Konflikte wie diese lassen sich nicht durch Bockigkeit lösen

Derartige Konflikte auf Kosten Tausender Menschen werden am Ende aber nicht durch Bockigkeit gelöst, sondern indem man spricht. Beispiele dafür gibt es zuhauf. Das nordkoreanische Provokationsregime oder die iranischen Nuklear-Möchtegerns betreiben Erpressung in Perfektion. Darf man ihr nachgeben? Angela Merkels Telefonat mit Lukaschenko wird vom Regime nun als großer Triumph gefeiert - ein Ausbruch aus der Isolation, eine Anerkennung der illegitimen Präsidentschaft. Das ist natürlich Einbildung.

Der "Herr Lukaschenko", wie der Machthaber in der Mitteilung der Bundesregierung bewusst genannt wird, erfährt keine Anerkennung. Genauso wenig wurde in den Gesprächen Merkels oder Joe Bidens mit Wladimir Putin die Annektierung der Krim gebilligt oder die Verurteilung Alexej Nawalnys. Iran wurde zu einem bindenden völkerrechtlichen Atomabkommen gebracht. Und der Patron erratischer Politik, der türkische Präsident Recep Tayyip Erdoğan, hat sich selbst heillos in seinen Widersprüchen verstrickt.

Wo enden Verhandlungen, wo beginnt Erpressung?

Merkel wird mit ihrem Telefonat die humanitäre Zwangssituation lösen wollen, ohne der Erpressung nachzugeben und europäische Prinzipien zu verletzen. Das ist eine heikle Aufgabe voller Widersprüche, bei der es eigentlich keine saubere Lösung geben kann.

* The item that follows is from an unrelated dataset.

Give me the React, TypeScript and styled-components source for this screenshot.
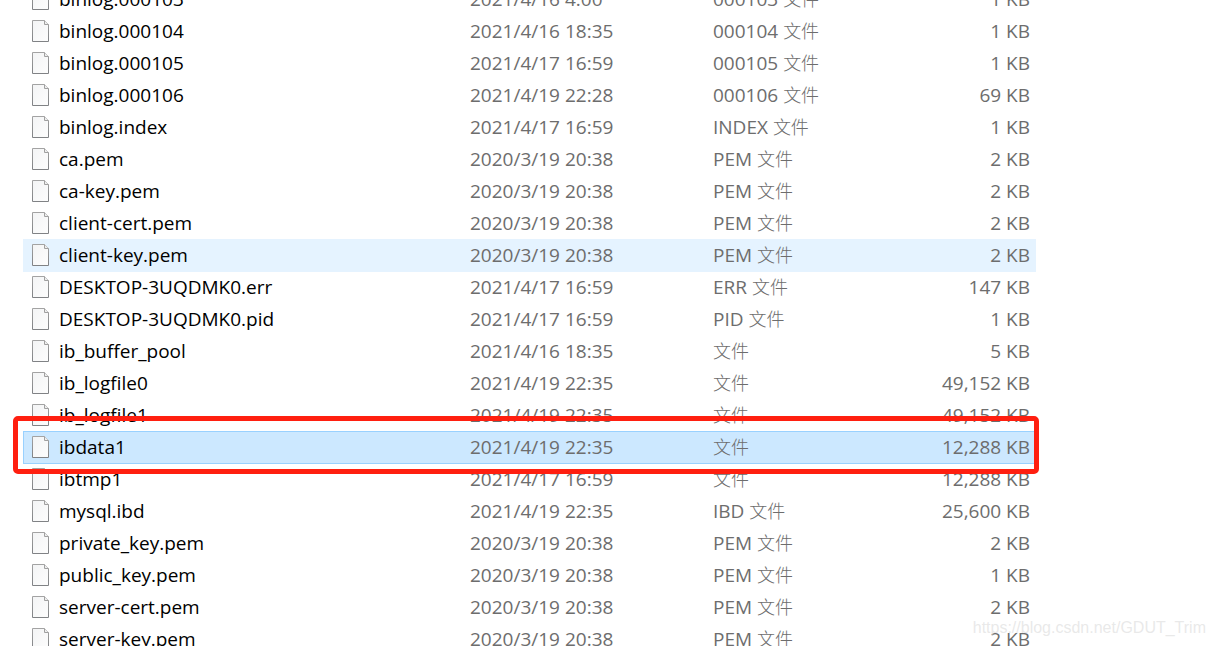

An der polnischen Grenze kollidieren sehr viele dieser Prinzipien, die in der Theorie (und von der Opposition) gerne hochgehalten werden: Nein, man darf sich nicht erpressen lassen - und genauso wenig darf man Asylbewerber ohne Prüfung zurückweisen oder gar unter Zwang über die Grenze abschieben (Pushback).

Wer diesen scheinbar unauflösbaren Widerspruch auflösen will, der muss mit dem Erpresser in aller Härte reden und zumindest die Notlage auflösen, ohne ein Präzedens zu schaffen. Eine Möglichkeit könnte sein, die Migranten an der Grenze zu registrieren, sie zurückzusenden und dann ihre legale Einreisemöglichkeit zu prüfen. Lukaschenko wird dafür einen Preis verlangen - etwa den Verzicht auf weitere Sanktionen.

Wichtig ist, die Erpressung nicht zum System werden zu lassen. Das ist leichter gesagt als getan, weil die Lukaschenkos dieser Welt die Schwächen der demokratischen Systeme kennen. Eine dauerhafte Belagerung der polnischen Grenze würde der EU aber stärker zusetzen als eine Verhandlungslösung mit nicht anerkannten Präsidenten.